# Your goal
Of all the lines in the material, how many include the word "screenshot"? Reply with the number alone.

[Begin Data lines]

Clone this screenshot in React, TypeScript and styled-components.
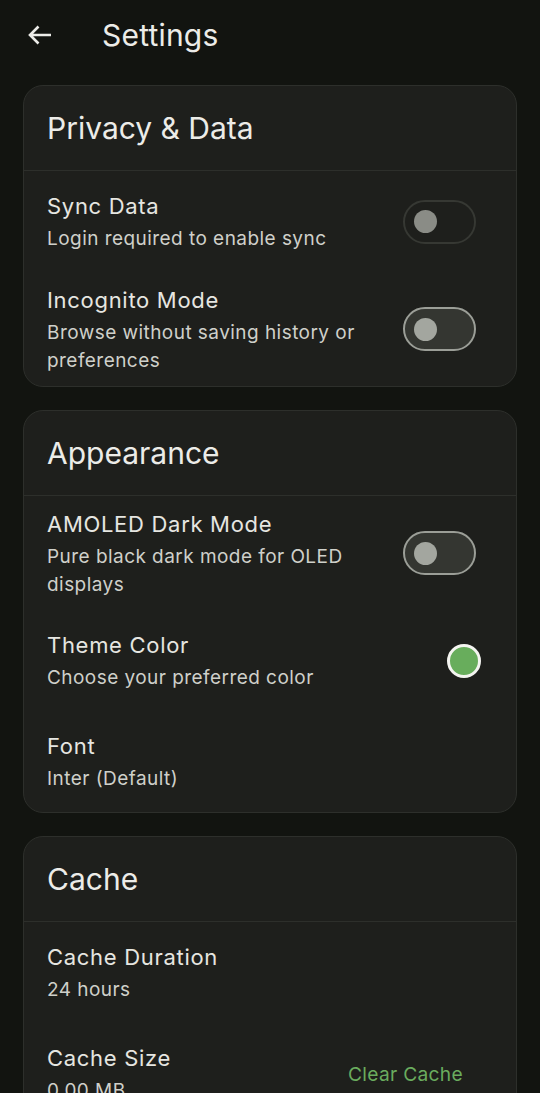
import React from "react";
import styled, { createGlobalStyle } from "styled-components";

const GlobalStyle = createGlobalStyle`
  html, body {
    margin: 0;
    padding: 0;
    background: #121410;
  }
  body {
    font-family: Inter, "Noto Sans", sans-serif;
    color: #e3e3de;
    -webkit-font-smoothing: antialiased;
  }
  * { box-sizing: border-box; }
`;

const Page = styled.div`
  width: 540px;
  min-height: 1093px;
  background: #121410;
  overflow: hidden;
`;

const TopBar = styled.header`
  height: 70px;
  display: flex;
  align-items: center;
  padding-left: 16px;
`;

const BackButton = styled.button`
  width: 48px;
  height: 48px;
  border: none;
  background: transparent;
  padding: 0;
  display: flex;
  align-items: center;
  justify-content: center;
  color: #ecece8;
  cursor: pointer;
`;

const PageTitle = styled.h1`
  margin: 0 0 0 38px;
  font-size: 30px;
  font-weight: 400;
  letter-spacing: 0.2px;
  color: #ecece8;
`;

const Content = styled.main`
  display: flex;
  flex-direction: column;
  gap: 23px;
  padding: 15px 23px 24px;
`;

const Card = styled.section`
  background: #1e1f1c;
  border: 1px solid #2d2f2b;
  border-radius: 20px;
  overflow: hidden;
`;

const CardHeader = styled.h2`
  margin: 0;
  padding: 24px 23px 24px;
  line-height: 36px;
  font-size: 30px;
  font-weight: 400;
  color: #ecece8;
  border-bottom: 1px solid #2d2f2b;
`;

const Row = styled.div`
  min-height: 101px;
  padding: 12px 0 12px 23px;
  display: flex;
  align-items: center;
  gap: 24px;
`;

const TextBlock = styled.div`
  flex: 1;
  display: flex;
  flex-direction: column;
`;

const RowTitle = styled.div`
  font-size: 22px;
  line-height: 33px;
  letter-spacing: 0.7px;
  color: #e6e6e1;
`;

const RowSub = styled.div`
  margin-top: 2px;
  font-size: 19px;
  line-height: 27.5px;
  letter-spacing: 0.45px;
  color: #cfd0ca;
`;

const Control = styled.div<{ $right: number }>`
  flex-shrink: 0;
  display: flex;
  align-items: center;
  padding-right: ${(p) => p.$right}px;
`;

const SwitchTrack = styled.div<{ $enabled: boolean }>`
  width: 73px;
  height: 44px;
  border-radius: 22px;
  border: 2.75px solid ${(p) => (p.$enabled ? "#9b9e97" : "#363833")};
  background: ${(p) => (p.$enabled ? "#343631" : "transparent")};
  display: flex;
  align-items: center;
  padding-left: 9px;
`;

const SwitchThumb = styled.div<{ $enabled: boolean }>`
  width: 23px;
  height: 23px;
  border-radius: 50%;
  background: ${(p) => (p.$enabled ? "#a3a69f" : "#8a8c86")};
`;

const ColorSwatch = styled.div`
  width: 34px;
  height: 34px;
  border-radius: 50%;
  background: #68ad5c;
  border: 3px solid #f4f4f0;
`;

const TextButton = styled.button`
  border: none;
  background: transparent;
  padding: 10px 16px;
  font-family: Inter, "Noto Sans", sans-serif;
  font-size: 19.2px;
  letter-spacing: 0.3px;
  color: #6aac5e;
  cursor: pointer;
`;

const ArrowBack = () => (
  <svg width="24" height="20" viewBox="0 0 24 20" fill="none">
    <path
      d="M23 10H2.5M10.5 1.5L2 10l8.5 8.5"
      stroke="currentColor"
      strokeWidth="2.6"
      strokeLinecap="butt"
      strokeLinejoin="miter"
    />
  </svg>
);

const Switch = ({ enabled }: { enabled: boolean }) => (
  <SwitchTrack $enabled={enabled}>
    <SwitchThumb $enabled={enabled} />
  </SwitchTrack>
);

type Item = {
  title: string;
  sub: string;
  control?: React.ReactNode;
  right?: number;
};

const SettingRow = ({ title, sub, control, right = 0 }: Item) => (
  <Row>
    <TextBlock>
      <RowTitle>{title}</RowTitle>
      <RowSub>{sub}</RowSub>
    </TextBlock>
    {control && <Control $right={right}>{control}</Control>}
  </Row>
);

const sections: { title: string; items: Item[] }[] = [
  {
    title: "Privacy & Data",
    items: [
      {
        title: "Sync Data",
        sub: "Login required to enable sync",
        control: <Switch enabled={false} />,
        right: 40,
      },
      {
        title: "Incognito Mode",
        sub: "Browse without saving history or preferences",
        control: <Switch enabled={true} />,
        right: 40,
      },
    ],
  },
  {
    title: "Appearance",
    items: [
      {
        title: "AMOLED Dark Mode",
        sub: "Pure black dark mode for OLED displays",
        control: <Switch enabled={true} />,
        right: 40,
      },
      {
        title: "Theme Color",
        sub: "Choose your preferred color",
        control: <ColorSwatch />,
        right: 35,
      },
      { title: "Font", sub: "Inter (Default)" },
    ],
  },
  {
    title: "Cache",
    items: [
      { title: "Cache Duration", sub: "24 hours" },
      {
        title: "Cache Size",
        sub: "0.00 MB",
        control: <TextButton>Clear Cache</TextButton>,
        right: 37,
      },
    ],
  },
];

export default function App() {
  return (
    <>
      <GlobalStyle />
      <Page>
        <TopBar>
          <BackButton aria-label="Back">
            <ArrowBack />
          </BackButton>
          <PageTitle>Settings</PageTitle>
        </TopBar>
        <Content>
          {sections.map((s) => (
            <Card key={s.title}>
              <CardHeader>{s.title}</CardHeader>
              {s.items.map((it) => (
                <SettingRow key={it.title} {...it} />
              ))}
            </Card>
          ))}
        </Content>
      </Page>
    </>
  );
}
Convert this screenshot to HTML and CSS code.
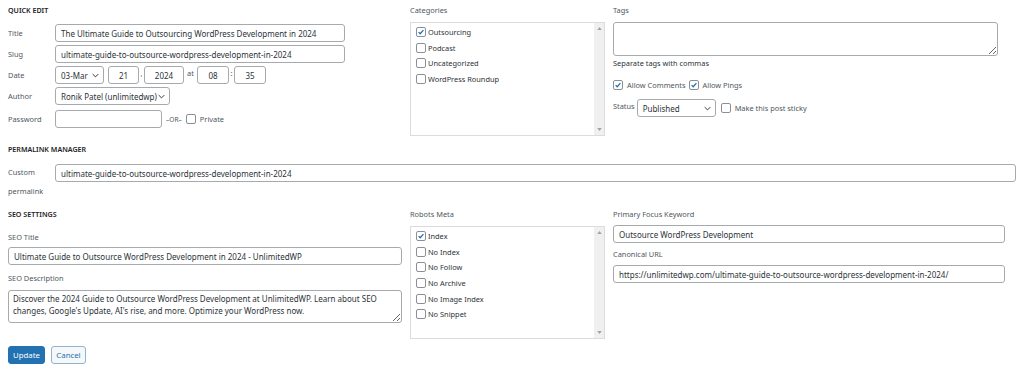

[End Data lines]

# Right answer
2